Sergei Kiriyenko's grandfather, Yakov Israitel, made his name as a devoted communist and member of the Cheka, and Vladimir Lenin awarded him with an inscribed pistol for his good service to the Communist Party of the Soviet Union.
Sergei Kiriyenko, son of a Jewish father, was born in Sukhumi, the capital of the Abkhaz ASSR, and grew up in Sochi, in southern Russia. He adopted Ukrainian surname of his mother. After graduation from high school, Kiriyenko enrolled in the shipbuilding faculty at the Nizhny Novgorod (Gorky) Water Transport Engineers Institute, where his divorced father taught.
Kiriyenko was appointed Prime Minister after the dismissal of Viktor Chernomyrdin's Second Cabinet. The State Duma, dominated by the Communist Party of the Russian Federation, twice refused to confirm his appointment but president Boris Yeltsin nominated him a third time and Kiriyenko was confirmed.

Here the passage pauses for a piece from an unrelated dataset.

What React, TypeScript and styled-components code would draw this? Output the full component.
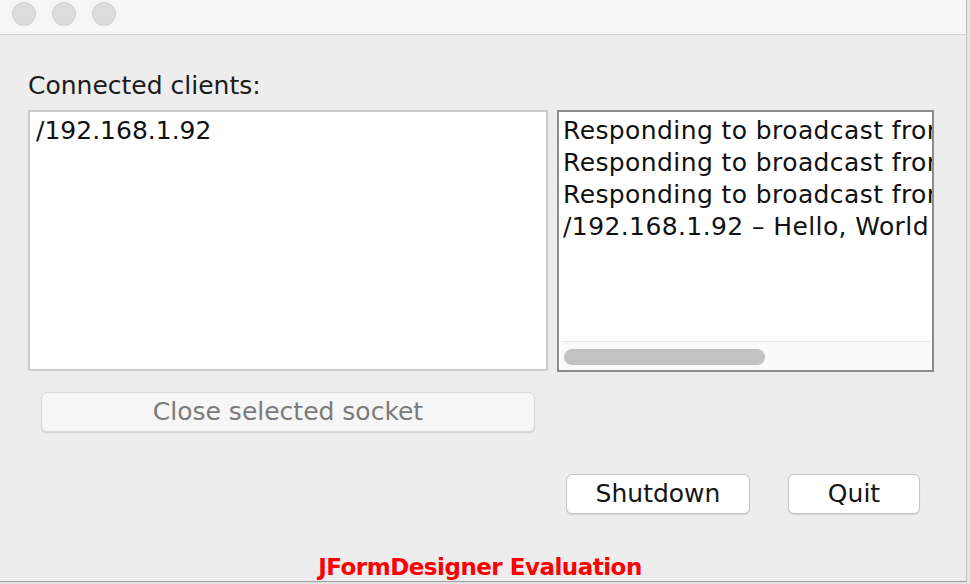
import React from "react";
import styled, { createGlobalStyle } from "styled-components";

const GlobalStyle = createGlobalStyle`
  html, body {
    margin: 0;
    padding: 0;
    background: #e4e4e4;
  }
  body {
    font-family: "DejaVu Sans", "Liberation Sans", sans-serif;
  }
`;

const Window = styled.div`
  width: 967px;
  height: 582px;
  box-sizing: border-box;
  display: flex;
  flex-direction: column;
  background: #ededed;
  border-right: 1px solid #c2c2c2;
  border-bottom: 1px solid #9e9e9e;
  overflow: hidden;
`;

const TitleBar = styled.div`
  height: 35px;
  box-sizing: border-box;
  display: flex;
  align-items: flex-start;
  gap: 16px;
  padding: 2px 0 0 12px;
  background: #f6f6f6;
  border-bottom: 1px solid #d3d3d3;
`;

const Light = styled.span`
  width: 24px;
  height: 24px;
  box-sizing: border-box;
  border-radius: 50%;
  background: #dcdcdc;
  border: 1px solid #cdcdcd;
`;

const Content = styled.div`
  flex: 1;
  display: flex;
  flex-direction: column;
  padding: 36px 32px 0 28px;
`;

const Label = styled.div`
  font-size: 25px;
  line-height: 30px;
  color: #1b1b1b;
  margin-bottom: 9px;
`;

const Panels = styled.div`
  display: flex;
  align-items: flex-start;
  gap: 9px;
`;

const ClientList = styled.div`
  width: 520px;
  height: 261px;
  box-sizing: border-box;
  background: #fff;
  border: 2px solid #cacaca;
  padding: 3px 6px;
`;

const ListRow = styled.div`
  font-size: 25px;
  line-height: 32px;
  color: #111;
`;

const LogArea = styled.div`
  width: 377px;
  height: 262px;
  box-sizing: border-box;
  background: #fff;
  border: 2px solid #8c8c8c;
  display: flex;
  flex-direction: column;
`;

// text area is horizontally scrolled: long lines run past the right edge
const LogText = styled.div`
  flex: 1;
  overflow: hidden;
  padding: 3px 0 0 4px;
`;

const LogLine = styled.div`
  font-size: 25px;
  line-height: 32px;
  letter-spacing: 0.4px;
  white-space: pre;
  color: #111;
`;

const HScroll = styled.div`
  height: 29px;
  box-sizing: border-box;
  margin: 0 2px;
  padding: 7px 3px;
  background: #fafafa;
  border-top: 1px solid #e6e6e6;
`;

const Thumb = styled.div`
  width: 201px;
  height: 16px;
  border-radius: 8px;
  background: #c2c2c2;
`;

const Button = styled.button<{ $disabled?: boolean; $width: number }>`
  width: ${(p) => p.$width}px;
  height: 40px;
  box-sizing: border-box;
  border-radius: 6px;
  border: 1px solid ${(p) => (p.$disabled ? "#d7d7d7" : "#c3c3c3")};
  background: ${(p) => (p.$disabled ? "#f6f6f6" : "#ffffff")};
  color: ${(p) => (p.$disabled ? "#7b7b7b" : "#141414")};
  box-shadow: 0 1px 1px rgba(0, 0, 0, 0.12);
  font-family: "DejaVu Sans", "Liberation Sans", sans-serif;
  font-size: 25px;
  line-height: 30px;
  padding: 0;
  cursor: default;
`;

const CloseRow = styled.div`
  margin: 20px 0 0 13px;
`;

const Actions = styled.div`
  margin-top: 42px;
  display: flex;
  justify-content: flex-end;
  gap: 38px;
  padding-right: 14px;
`;

const Footer = styled.div`
  margin-top: auto;
  text-align: center;
  padding: 0 6px 2px 0;
  color: #ff0000;
  font-weight: bold;
  font-size: 23px;
  letter-spacing: -0.5px;
  line-height: 24px;
`;

const log = [
  "Responding to broadcast from /192.168.1.92",
  "Responding to broadcast from /192.168.1.92",
  "Responding to broadcast from /192.168.1.92",
  "/192.168.1.92 – Hello, World",
];

export default function App() {
  return (
    <>
      <GlobalStyle />
      <Window>
        <TitleBar>
          <Light />
          <Light />
          <Light />
        </TitleBar>
        <Content>
          <Label>Connected clients:</Label>
          <Panels>
            <ClientList>
              <ListRow>/192.168.1.92</ListRow>
            </ClientList>
            <LogArea>
              <LogText>
                {log.map((line, i) => (
                  <LogLine key={i}>{line}</LogLine>
                ))}
              </LogText>
              <HScroll>
                <Thumb />
              </HScroll>
            </LogArea>
          </Panels>
          <CloseRow>
            <Button $disabled $width={494} disabled>
              Close selected socket
            </Button>
          </CloseRow>
          <Actions>
            <Button $width={184}>Shutdown</Button>
            <Button $width={132}>Quit</Button>
          </Actions>
        </Content>
        <Footer>JFormDesigner Evaluation</Footer>
      </Window>
    </>
  );
}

Along with Deputy Prime minister Boris Nemtsov and Anatoly Chubais, Kirienko became known as one of "young reformists". They tried to improve the Russia's economy using International Monetary Fund credits, and it elevated the national debt to the level of $22.6 billion.
Kirienko's cabinet defaulted the GKO-OFZ government bond coupons which led to devaluation of the Russian ruble and 1998 Russian financial crisis. Responsible for the crisis, the prime minister resigned on 23 August.
In 2004 Novaya Gazeta printed seven articles by columnist Georgy Rozhnov, which accused Kiriyenko of embezzling US$4.8 billion of International Monetary Fund funds in 1998 when he was Prime Minister of Russia. The newspaper based the accusations on a letter allegedly written to Colin Powell and signed by US Congressmen Philip Crane, Mike Pence, Charlie Norwood, Dan Burton and Henry Bonilla and posted on the website of the American Defense Council. The newspaper went on to claim that Kiriyenko had used some of the embezzled funds to purchase real estate in the United States. The Moscow newspaper, The eXile, announced it had sent the letter as a prank, but later claimed that this had been a joke. In response, Kiriyenko sued Novaya Gazeta and Rozhnov for libel, and in passing judgement in favour of Kiriyenko the court ordered Novaya Gazeta to retract all publications relating to the accusations, and noted "Novaya gazeta’s content on the missing IMF funds include a great deal of unproven information" and also went on to say that the newspaper "is obliged to publish only officially proven information linking Mr Kiriyenko with embezzlement."
Together with Boris Nemtsov, and Irina Hakamada, Kirienko formed the Union of the Right forces. The party finished fourth on 1999 elections.
Kirienko was appointed to head Rosatom, the Federal Atomic Energy Agency, on November 30, 2005. He is also chairman of the board of directors of the vertically integrated Atomenergoprom nuclear company.
He said on 18 September 2006 while in Vienna, that the reactor in the Bushehr nuclear plant in Iran should be operational by September 2007 and the plant itself will be active in November 2007. He advocated President Vladimir Putin's idea of creating an international system of uranium enrichment centers. A uranium enrichment center could be operational in Russia in 2007. Responding to a reporter's question, Kiriyenko said that the Bushehr power plant would not affect nuclear non-proliferation and that there was nothing preventing Iran-Russia energy cooperation. The Government of Russia planned to deliver nuclear fuel to the plant in March 2007. After a delay of some three years, Kiriyenko said 21 August 2010's arrival of nuclear fuel at Iran's Bushehr I marks "an event of crucial importance" that proves that "Russia always fulfills its international obligations." Spent nuclear fuel from the plant will be sent back to Russia.